Source data:
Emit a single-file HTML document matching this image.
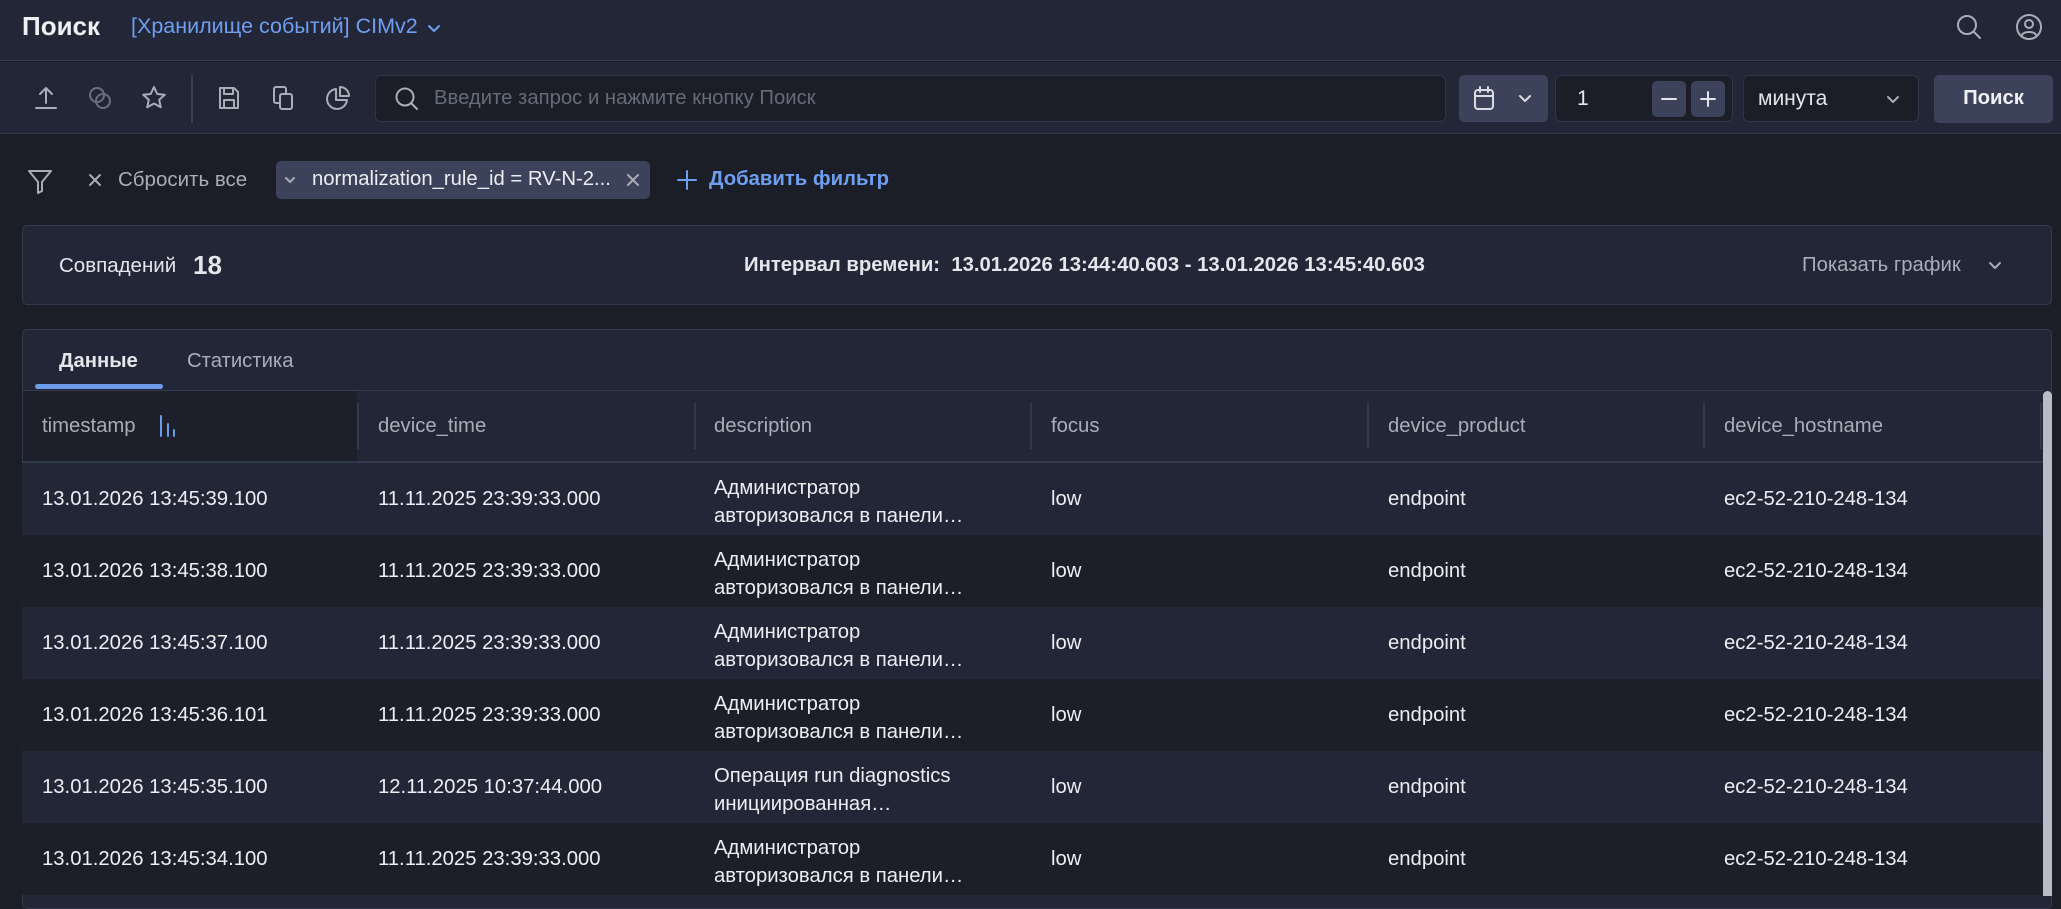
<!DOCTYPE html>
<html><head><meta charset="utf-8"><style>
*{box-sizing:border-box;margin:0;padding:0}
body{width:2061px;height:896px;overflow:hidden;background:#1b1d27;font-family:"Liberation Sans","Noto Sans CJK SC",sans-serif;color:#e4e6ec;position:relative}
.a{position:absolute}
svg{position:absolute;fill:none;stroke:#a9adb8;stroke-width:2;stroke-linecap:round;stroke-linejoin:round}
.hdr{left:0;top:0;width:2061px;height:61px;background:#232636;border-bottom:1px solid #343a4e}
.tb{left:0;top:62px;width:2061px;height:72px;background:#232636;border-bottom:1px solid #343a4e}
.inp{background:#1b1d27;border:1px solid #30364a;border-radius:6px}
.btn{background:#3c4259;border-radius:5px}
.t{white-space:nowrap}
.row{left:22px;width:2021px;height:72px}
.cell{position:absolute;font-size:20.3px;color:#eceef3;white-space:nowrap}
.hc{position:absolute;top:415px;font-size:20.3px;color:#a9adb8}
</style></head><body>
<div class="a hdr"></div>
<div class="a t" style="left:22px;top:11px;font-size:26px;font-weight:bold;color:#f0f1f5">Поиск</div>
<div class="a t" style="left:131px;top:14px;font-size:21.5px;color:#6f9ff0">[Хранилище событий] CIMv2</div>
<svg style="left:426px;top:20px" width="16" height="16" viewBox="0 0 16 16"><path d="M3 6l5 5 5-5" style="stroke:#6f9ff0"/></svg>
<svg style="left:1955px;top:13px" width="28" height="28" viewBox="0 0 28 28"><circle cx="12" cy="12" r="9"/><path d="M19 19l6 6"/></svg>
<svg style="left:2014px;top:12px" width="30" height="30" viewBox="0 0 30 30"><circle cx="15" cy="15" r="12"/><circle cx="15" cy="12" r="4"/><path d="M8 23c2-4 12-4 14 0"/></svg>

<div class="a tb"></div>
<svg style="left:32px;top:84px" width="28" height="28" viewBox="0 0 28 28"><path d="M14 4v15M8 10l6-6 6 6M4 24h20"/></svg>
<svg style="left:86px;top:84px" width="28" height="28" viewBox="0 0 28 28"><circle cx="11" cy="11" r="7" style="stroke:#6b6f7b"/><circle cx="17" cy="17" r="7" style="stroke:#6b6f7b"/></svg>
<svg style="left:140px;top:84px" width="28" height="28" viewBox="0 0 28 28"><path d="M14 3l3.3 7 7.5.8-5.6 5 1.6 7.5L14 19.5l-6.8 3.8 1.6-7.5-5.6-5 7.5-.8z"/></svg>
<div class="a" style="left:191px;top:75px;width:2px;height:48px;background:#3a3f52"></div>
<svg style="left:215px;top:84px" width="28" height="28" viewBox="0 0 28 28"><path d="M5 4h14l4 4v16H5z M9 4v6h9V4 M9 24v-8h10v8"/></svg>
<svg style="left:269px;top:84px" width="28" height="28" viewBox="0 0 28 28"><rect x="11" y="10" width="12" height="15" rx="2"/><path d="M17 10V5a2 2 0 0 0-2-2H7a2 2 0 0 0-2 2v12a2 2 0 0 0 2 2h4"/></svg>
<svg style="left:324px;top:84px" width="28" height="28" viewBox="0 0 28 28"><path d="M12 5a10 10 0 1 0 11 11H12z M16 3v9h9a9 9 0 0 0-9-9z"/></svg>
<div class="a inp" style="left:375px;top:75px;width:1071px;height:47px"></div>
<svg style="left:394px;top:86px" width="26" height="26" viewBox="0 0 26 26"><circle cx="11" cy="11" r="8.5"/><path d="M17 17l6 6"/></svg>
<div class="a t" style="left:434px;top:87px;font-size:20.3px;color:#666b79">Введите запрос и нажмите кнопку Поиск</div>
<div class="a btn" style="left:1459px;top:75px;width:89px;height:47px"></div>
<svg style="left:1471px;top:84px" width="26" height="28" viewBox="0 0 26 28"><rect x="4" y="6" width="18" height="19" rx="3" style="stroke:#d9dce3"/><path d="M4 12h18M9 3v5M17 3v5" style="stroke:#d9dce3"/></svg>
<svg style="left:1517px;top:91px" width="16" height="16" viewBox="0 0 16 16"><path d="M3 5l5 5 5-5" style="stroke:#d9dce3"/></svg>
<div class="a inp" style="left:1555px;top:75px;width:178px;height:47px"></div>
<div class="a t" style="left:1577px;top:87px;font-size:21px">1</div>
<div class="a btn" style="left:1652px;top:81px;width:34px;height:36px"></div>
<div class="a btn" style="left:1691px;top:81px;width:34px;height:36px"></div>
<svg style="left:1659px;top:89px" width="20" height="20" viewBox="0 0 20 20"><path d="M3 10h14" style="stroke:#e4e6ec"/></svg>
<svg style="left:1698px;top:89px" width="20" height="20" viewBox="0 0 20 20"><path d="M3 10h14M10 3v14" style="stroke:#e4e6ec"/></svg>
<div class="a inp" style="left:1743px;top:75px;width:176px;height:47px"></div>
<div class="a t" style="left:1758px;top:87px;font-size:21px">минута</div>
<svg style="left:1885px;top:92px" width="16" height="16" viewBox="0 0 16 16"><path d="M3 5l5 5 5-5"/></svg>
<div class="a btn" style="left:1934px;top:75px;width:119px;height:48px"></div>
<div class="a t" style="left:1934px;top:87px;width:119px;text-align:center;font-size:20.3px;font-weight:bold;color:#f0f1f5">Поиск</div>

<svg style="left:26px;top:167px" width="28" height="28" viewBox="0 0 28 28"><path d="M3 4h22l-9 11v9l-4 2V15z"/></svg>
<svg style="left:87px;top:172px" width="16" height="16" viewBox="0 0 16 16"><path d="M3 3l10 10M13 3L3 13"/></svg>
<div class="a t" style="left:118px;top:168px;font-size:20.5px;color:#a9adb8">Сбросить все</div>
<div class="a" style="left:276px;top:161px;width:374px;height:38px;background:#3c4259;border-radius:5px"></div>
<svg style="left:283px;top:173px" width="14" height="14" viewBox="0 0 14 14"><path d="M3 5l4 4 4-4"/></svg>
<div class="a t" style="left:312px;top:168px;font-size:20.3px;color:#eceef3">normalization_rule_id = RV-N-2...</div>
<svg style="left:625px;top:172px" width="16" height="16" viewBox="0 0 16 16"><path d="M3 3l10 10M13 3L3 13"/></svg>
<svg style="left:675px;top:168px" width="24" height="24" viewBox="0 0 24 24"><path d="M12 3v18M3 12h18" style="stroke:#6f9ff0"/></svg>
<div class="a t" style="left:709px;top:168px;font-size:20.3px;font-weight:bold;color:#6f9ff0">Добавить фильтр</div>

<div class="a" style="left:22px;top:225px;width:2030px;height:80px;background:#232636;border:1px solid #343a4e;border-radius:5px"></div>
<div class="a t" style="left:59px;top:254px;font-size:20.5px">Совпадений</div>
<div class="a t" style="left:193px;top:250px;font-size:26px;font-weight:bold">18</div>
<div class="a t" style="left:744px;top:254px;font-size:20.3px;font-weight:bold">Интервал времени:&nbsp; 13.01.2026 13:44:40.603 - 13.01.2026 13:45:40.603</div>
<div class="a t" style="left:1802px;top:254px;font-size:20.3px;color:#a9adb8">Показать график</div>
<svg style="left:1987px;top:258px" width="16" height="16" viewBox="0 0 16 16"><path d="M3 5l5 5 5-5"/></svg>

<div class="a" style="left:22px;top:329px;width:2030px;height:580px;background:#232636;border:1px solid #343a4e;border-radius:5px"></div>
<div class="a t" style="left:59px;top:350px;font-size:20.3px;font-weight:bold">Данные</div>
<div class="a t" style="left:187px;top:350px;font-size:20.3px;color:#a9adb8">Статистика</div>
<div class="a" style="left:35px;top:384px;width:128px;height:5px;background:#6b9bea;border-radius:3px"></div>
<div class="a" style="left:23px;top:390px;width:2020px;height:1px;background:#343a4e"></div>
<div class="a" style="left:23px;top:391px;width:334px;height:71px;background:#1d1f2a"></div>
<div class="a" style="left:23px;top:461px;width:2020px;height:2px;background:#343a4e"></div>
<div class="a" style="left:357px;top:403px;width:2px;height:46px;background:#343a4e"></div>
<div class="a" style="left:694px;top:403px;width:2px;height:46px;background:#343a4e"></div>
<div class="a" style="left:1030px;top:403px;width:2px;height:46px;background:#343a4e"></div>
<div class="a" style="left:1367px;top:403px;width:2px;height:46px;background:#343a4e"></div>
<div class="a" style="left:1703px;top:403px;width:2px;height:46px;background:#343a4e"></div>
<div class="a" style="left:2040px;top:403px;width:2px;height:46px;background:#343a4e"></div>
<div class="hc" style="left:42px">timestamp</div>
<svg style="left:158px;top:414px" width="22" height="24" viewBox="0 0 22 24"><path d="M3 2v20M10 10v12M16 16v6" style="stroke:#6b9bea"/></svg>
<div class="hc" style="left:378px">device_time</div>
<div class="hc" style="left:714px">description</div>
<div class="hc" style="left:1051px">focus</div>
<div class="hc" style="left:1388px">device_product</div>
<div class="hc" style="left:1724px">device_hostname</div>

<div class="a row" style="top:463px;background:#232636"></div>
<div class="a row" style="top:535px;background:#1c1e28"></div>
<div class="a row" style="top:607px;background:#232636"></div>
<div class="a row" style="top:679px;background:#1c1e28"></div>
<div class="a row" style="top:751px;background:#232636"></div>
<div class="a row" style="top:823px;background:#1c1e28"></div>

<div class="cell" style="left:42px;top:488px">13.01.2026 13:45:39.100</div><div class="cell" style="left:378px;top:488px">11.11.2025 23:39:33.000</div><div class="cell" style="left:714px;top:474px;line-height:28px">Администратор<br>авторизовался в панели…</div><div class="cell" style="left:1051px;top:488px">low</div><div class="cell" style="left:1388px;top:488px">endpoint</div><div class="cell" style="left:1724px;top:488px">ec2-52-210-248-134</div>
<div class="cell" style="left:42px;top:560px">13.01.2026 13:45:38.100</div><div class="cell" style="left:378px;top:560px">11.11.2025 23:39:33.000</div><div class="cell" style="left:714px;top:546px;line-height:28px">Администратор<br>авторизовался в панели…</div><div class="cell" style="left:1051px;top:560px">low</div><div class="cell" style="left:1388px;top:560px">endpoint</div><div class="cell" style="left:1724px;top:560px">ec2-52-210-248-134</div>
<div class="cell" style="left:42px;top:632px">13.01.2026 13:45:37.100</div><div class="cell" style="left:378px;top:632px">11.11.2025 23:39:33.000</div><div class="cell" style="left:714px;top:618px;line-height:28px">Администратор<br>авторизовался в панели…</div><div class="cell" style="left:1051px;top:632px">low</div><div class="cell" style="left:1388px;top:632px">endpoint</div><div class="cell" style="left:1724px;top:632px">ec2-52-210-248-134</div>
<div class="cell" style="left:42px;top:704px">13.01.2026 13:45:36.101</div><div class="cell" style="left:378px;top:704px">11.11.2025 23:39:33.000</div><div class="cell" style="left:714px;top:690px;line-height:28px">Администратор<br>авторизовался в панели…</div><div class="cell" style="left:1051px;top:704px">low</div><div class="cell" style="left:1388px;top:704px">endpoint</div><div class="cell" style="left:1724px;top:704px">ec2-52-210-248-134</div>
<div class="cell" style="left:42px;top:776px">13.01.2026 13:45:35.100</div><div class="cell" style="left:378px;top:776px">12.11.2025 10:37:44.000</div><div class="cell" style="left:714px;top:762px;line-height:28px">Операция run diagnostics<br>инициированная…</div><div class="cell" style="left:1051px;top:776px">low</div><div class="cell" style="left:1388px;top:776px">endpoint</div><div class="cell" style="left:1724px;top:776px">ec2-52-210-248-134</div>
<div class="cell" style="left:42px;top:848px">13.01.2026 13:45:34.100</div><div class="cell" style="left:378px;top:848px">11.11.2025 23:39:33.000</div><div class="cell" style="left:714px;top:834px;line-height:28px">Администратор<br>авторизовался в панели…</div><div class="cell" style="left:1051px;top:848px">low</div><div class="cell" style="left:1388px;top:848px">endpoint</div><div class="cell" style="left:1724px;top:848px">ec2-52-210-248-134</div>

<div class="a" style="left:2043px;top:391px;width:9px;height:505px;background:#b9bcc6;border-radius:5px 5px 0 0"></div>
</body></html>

Goal:
Leave out the pictures and repeat exactly the lines from the start of the material through the line that contains "23c2-4 12-4 14", both included.

Solved problem:
Emit a single-file HTML document matching this image.
<!DOCTYPE html>
<html><head><meta charset="utf-8"><style>
*{box-sizing:border-box;margin:0;padding:0}
body{width:2061px;height:896px;overflow:hidden;background:#1b1d27;font-family:"Liberation Sans","Noto Sans CJK SC",sans-serif;color:#e4e6ec;position:relative}
.a{position:absolute}
svg{position:absolute;fill:none;stroke:#a9adb8;stroke-width:2;stroke-linecap:round;stroke-linejoin:round}
.hdr{left:0;top:0;width:2061px;height:61px;background:#232636;border-bottom:1px solid #343a4e}
.tb{left:0;top:62px;width:2061px;height:72px;background:#232636;border-bottom:1px solid #343a4e}
.inp{background:#1b1d27;border:1px solid #30364a;border-radius:6px}
.btn{background:#3c4259;border-radius:5px}
.t{white-space:nowrap}
.row{left:22px;width:2021px;height:72px}
.cell{position:absolute;font-size:20.3px;color:#eceef3;white-space:nowrap}
.hc{position:absolute;top:415px;font-size:20.3px;color:#a9adb8}
</style></head><body>
<div class="a hdr"></div>
<div class="a t" style="left:22px;top:11px;font-size:26px;font-weight:bold;color:#f0f1f5">Поиск</div>
<div class="a t" style="left:131px;top:14px;font-size:21.5px;color:#6f9ff0">[Хранилище событий] CIMv2</div>
<svg style="left:426px;top:20px" width="16" height="16" viewBox="0 0 16 16"><path d="M3 6l5 5 5-5" style="stroke:#6f9ff0"/></svg>
<svg style="left:1955px;top:13px" width="28" height="28" viewBox="0 0 28 28"><circle cx="12" cy="12" r="9"/><path d="M19 19l6 6"/></svg>
<svg style="left:2014px;top:12px" width="30" height="30" viewBox="0 0 30 30"><circle cx="15" cy="15" r="12"/><circle cx="15" cy="12" r="4"/><path d="M8 23c2-4 12-4 14 0"/></svg>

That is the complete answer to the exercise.